■ Task to carry out: Your task is to transcribe all of the data below exactly, omitting the images.

..............................

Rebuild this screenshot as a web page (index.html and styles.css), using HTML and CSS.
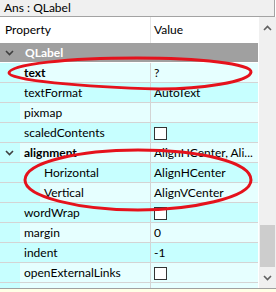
FILE: index.html
```html
<!DOCTYPE html>
<html>
<head>
<meta charset="utf-8">
<link rel="stylesheet" href="styles.css">
</head>
<body>
<div class="app">
  <div class="title">Ans : QLabel</div>
  <div class="main">
    <div class="view">
      <div class="header">
        <div class="hcell hprop">Property</div>
        <div class="hcell hval">Value</div>
      </div>
      <div class="group">
        <svg class="chev gchev" width="9" height="6" viewBox="0 0 9 6"><path d="M1 1 L4.5 4.5 L8 1" fill="none" stroke="#3f3f3f" stroke-width="1.6"/></svg>
        <span class="gname">QLabel</span>
      </div>
      <div class="row light"><div class="prop"><span class="branch b1"></span><span class="name bold">text</span></div><div class="val">?</div></div>
      <div class="row dark"><div class="prop"><span class="branch b1"></span><span class="name">textFormat</span></div><div class="val">AutoText</div></div>
      <div class="row light"><div class="prop"><span class="branch b1"></span><span class="name">pixmap</span></div><div class="val"></div></div>
      <div class="row dark"><div class="prop"><span class="branch b1"></span><span class="name">scaledContents</span></div><div class="val"><span class="check"></span></div></div>
      <div class="row light"><div class="prop"><span class="branch b1"><svg class="chev" width="9" height="6" viewBox="0 0 9 6"><path d="M1 1 L4.5 4.5 L8 1" fill="none" stroke="#404040" stroke-width="1.6"/></svg></span><span class="name bold">alignment</span></div><div class="val">AlignHCenter, Ali...</div></div>
      <div class="row dark"><div class="prop"><span class="branch b2"></span><span class="name">Horizontal</span></div><div class="val">AlignHCenter</div></div>
      <div class="row light"><div class="prop"><span class="branch b2"></span><span class="name">Vertical</span></div><div class="val">AlignVCenter</div></div>
      <div class="row dark"><div class="prop"><span class="branch b1"></span><span class="name">wordWrap</span></div><div class="val"><span class="check"></span></div></div>
      <div class="row light"><div class="prop"><span class="branch b1"></span><span class="name">margin</span></div><div class="val">0</div></div>
      <div class="row dark"><div class="prop"><span class="branch b1"></span><span class="name">indent</span></div><div class="val">-1</div></div>
      <div class="row light"><div class="prop"><span class="branch b1"></span><span class="name">openExternalLinks</span></div><div class="val"><span class="check"></span></div></div>
      <div class="row light"><div class="prop"><span class="branch b1"></span><span class="name"></span></div><div class="val"></div></div>
    </div>
    <div class="scroll">
      <div class="sbtn up"><svg width="9" height="6" viewBox="0 0 9 6"><path d="M1 5 L4.5 1.5 L8 5" fill="none" stroke="#606060" stroke-width="1.6"/></svg></div>
      <div class="track"><div class="thumb"></div></div>
      <div class="sbtn down"><svg width="9" height="6" viewBox="0 0 9 6"><path d="M1 1 L4.5 4.5 L8 1" fill="none" stroke="#606060" stroke-width="1.6"/></svg></div>
    </div>
  </div>
  <div class="bottom"></div>
  <svg class="marks" width="276" height="292" viewBox="0 0 276 292">
    <path d="M137 58 C200 58 252 64 251 72 C250 82 200 89 160 89 C80 87 9 80 9 73 C9 64 70 58 137 58 Z" fill="none" stroke="#e5121c" stroke-width="3"/>
    <path d="M138 150 C200 150 251 162 251 180 C251 198 190 210 138 210 C80 210 25 197 25 180 C25 162 80 150 138 150 Z" fill="none" stroke="#e5121c" stroke-width="3"/>
  </svg>
</div>
</body>
</html>
```
FILE: styles.css
```css
html, body {
  margin: 0;
  padding: 0;
  background: #ffffff;
}
body {
  font-family: Lato, "Liberation Sans", sans-serif;
  font-size: 12px;
  color: #000000;
}
.app {
  position: relative;
  width: 276px;
  height: 292px;
  overflow: hidden;
}
.title {
  box-sizing: border-box;
  width: 275px;
  height: 17px;
  background: #f0f0f0;
  border-bottom: 1px solid #a3a3a3;
  border-right: 1px solid #a3a3a3;
  padding-left: 4px;
  line-height: 16px;
}
.main {
  display: flex;
  height: 271px;
}
.view {
  width: 258px;
  border-right: 1px solid #ffffff;
  overflow: hidden;
  display: flex;
  flex-direction: column;
}
.header {
  display: flex;
  height: 26px;
  flex: none;
  background: #ffffff;
}
.hcell {
  line-height: 26px;
}
.hprop {
  box-sizing: border-box;
  width: 151px;
  padding-left: 5px;
  border-right: 1px solid #e5e5e5;
}
.hval {
  padding-left: 3px;
}
.group {
  display: flex;
  align-items: center;
  flex: none;
  height: 19px;
  background: #a0a0a0;
  border-bottom: 1px solid #ffffff;
}
.gchev {
  margin-left: 5px;
}
.gname {
  margin-left: 11px;
  color: #ffffff;
  font-weight: bold;
}
.row {
  display: flex;
  flex: none;
  height: 19px;
  border-bottom: 1px solid #d4d4d4;
}
.light { background: #e6ffff; }
.dark { background: #c7ffff; }
.prop {
  box-sizing: border-box;
  width: 151px;
  display: flex;
  border-right: 1px solid #d4d4d4;
}
.branch {
  flex: none;
  background: #c7ffff;
  display: flex;
  align-items: center;
}
.b1 { width: 20px; }
.b2 { width: 40px; }
.chev {
  margin-left: 5px;
}
.name {
  padding-left: 4px;
  line-height: 19px;
  white-space: nowrap;
}
.bold { font-weight: bold; }
.val {
  flex: 1;
  padding-left: 3px;
  line-height: 19px;
  white-space: nowrap;
}
.check {
  display: block;
  box-sizing: border-box;
  width: 13px;
  height: 13px;
  margin-top: 4px;
  background: #ffffff;
  border: 1px solid #333333;
}
.scroll {
  width: 17px;
  background: #f0f0f0;
  display: flex;
  flex-direction: column;
}
.sbtn {
  height: 20px;
  flex: none;
  display: flex;
  justify-content: center;
}
.sbtn.up { align-items: flex-end; height: 14px; }
.sbtn.down { align-items: center; height: 20px; }
.track {
  flex: 1;
  display: flex;
  flex-direction: column;
  justify-content: flex-end;
}
.thumb {
  height: 42px;
  margin: 0 1px 1px 1px;
  background: #cdcdcd;
}
.bottom {
  height: 3px;
  border-top: 1px solid #a0a0a0;
  background: #ffffe6;
}
.marks {
  position: absolute;
  left: 0;
  top: 0;
  pointer-events: none;
}
```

..............................

■ Full response:
Rebuild this screenshot as a web page (index.html and styles.css), using HTML and CSS.
FILE: index.html
```html
<!DOCTYPE html>
<html>
<head>
<meta charset="utf-8">
<link rel="stylesheet" href="styles.css">
</head>
<body>
<div class="app">
  <div class="title">Ans : QLabel</div>
  <div class="main">
    <div class="view">
      <div class="header">
        <div class="hcell hprop">Property</div>
        <div class="hcell hval">Value</div>
      </div>
      <div class="group">
        <svg class="chev gchev" width="9" height="6" viewBox="0 0 9 6"><path d="M1 1 L4.5 4.5 L8 1" fill="none" stroke="#3f3f3f" stroke-width="1.6"/></svg>
        <span class="gname">QLabel</span>
      </div>
      <div class="row light"><div class="prop"><span class="branch b1"></span><span class="name bold">text</span></div><div class="val">?</div></div>
      <div class="row dark"><div class="prop"><span class="branch b1"></span><span class="name">textFormat</span></div><div class="val">AutoText</div></div>
      <div class="row light"><div class="prop"><span class="branch b1"></span><span class="name">pixmap</span></div><div class="val"></div></div>
      <div class="row dark"><div class="prop"><span class="branch b1"></span><span class="name">scaledContents</span></div><div class="val"><span class="check"></span></div></div>
      <div class="row light"><div class="prop"><span class="branch b1"><svg class="chev" width="9" height="6" viewBox="0 0 9 6"><path d="M1 1 L4.5 4.5 L8 1" fill="none" stroke="#404040" stroke-width="1.6"/></svg></span><span class="name bold">alignment</span></div><div class="val">AlignHCenter, Ali...</div></div>
      <div class="row dark"><div class="prop"><span class="branch b2"></span><span class="name">Horizontal</span></div><div class="val">AlignHCenter</div></div>
      <div class="row light"><div class="prop"><span class="branch b2"></span><span class="name">Vertical</span></div><div class="val">AlignVCenter</div></div>
      <div class="row dark"><div class="prop"><span class="branch b1"></span><span class="name">wordWrap</span></div><div class="val"><span class="check"></span></div></div>
      <div class="row light"><div class="prop"><span class="branch b1"></span><span class="name">margin</span></div><div class="val">0</div></div>
      <div class="row dark"><div class="prop"><span class="branch b1"></span><span class="name">indent</span></div><div class="val">-1</div></div>
      <div class="row light"><div class="prop"><span class="branch b1"></span><span class="name">openExternalLinks</span></div><div class="val"><span class="check"></span></div></div>
      <div class="row light"><div class="prop"><span class="branch b1"></span><span class="name"></span></div><div class="val"></div></div>
    </div>
    <div class="scroll">
      <div class="sbtn up"><svg width="9" height="6" viewBox="0 0 9 6"><path d="M1 5 L4.5 1.5 L8 5" fill="none" stroke="#606060" stroke-width="1.6"/></svg></div>
      <div class="track"><div class="thumb"></div></div>
      <div class="sbtn down"><svg width="9" height="6" viewBox="0 0 9 6"><path d="M1 1 L4.5 4.5 L8 1" fill="none" stroke="#606060" stroke-width="1.6"/></svg></div>
    </div>
  </div>
  <div class="bottom"></div>
  <svg class="marks" width="276" height="292" viewBox="0 0 276 292">
    <path d="M137 58 C200 58 252 64 251 72 C250 82 200 89 160 89 C80 87 9 80 9 73 C9 64 70 58 137 58 Z" fill="none" stroke="#e5121c" stroke-width="3"/>
    <path d="M138 150 C200 150 251 162 251 180 C251 198 190 210 138 210 C80 210 25 197 25 180 C25 162 80 150 138 150 Z" fill="none" stroke="#e5121c" stroke-width="3"/>
  </svg>
</div>
</body>
</html>
```
FILE: styles.css
```css
html, body {
  margin: 0;
  padding: 0;
  background: #ffffff;
}
body {
  font-family: Lato, "Liberation Sans", sans-serif;
  font-size: 12px;
  color: #000000;
}
.app {
  position: relative;
  width: 276px;
  height: 292px;
  overflow: hidden;
}
.title {
  box-sizing: border-box;
  width: 275px;
  height: 17px;
  background: #f0f0f0;
  border-bottom: 1px solid #a3a3a3;
  border-right: 1px solid #a3a3a3;
  padding-left: 4px;
  line-height: 16px;
}
.main {
  display: flex;
  height: 271px;
}
.view {
  width: 258px;
  border-right: 1px solid #ffffff;
  overflow: hidden;
  display: flex;
  flex-direction: column;
}
.header {
  display: flex;
  height: 26px;
  flex: none;
  background: #ffffff;
}
.hcell {
  line-height: 26px;
}
.hprop {
  box-sizing: border-box;
  width: 151px;
  padding-left: 5px;
  border-right: 1px solid #e5e5e5;
}
.hval {
  padding-left: 3px;
}
.group {
  display: flex;
  align-items: center;
  flex: none;
  height: 19px;
  background: #a0a0a0;
  border-bottom: 1px solid #ffffff;
}
.gchev {
  margin-left: 5px;
}
.gname {
  margin-left: 11px;
  color: #ffffff;
  font-weight: bold;
}
.row {
  display: flex;
  flex: none;
  height: 19px;
  border-bottom: 1px solid #d4d4d4;
}
.light { background: #e6ffff; }
.dark { background: #c7ffff; }
.prop {
  box-sizing: border-box;
  width: 151px;
  display: flex;
  border-right: 1px solid #d4d4d4;
}
.branch {
  flex: none;
  background: #c7ffff;
  display: flex;
  align-items: center;
}
.b1 { width: 20px; }
.b2 { width: 40px; }
.chev {
  margin-left: 5px;
}
.name {
  padding-left: 4px;
  line-height: 19px;
  white-space: nowrap;
}
.bold { font-weight: bold; }
.val {
  flex: 1;
  padding-left: 3px;
  line-height: 19px;
  white-space: nowrap;
}
.check {
  display: block;
  box-sizing: border-box;
  width: 13px;
  height: 13px;
  margin-top: 4px;
  background: #ffffff;
  border: 1px solid #333333;
}
.scroll {
  width: 17px;
  background: #f0f0f0;
  display: flex;
  flex-direction: column;
}
.sbtn {
  height: 20px;
  flex: none;
  display: flex;
  justify-content: center;
}
.sbtn.up { align-items: flex-end; height: 14px; }
.sbtn.down { align-items: center; height: 20px; }
.track {
  flex: 1;
  display: flex;
  flex-direction: column;
  justify-content: flex-end;
}
.thumb {
  height: 42px;
  margin: 0 1px 1px 1px;
  background: #cdcdcd;
}
.bottom {
  height: 3px;
  border-top: 1px solid #a0a0a0;
  background: #ffffe6;
}
.marks {
  position: absolute;
  left: 0;
  top: 0;
  pointer-events: none;
}
```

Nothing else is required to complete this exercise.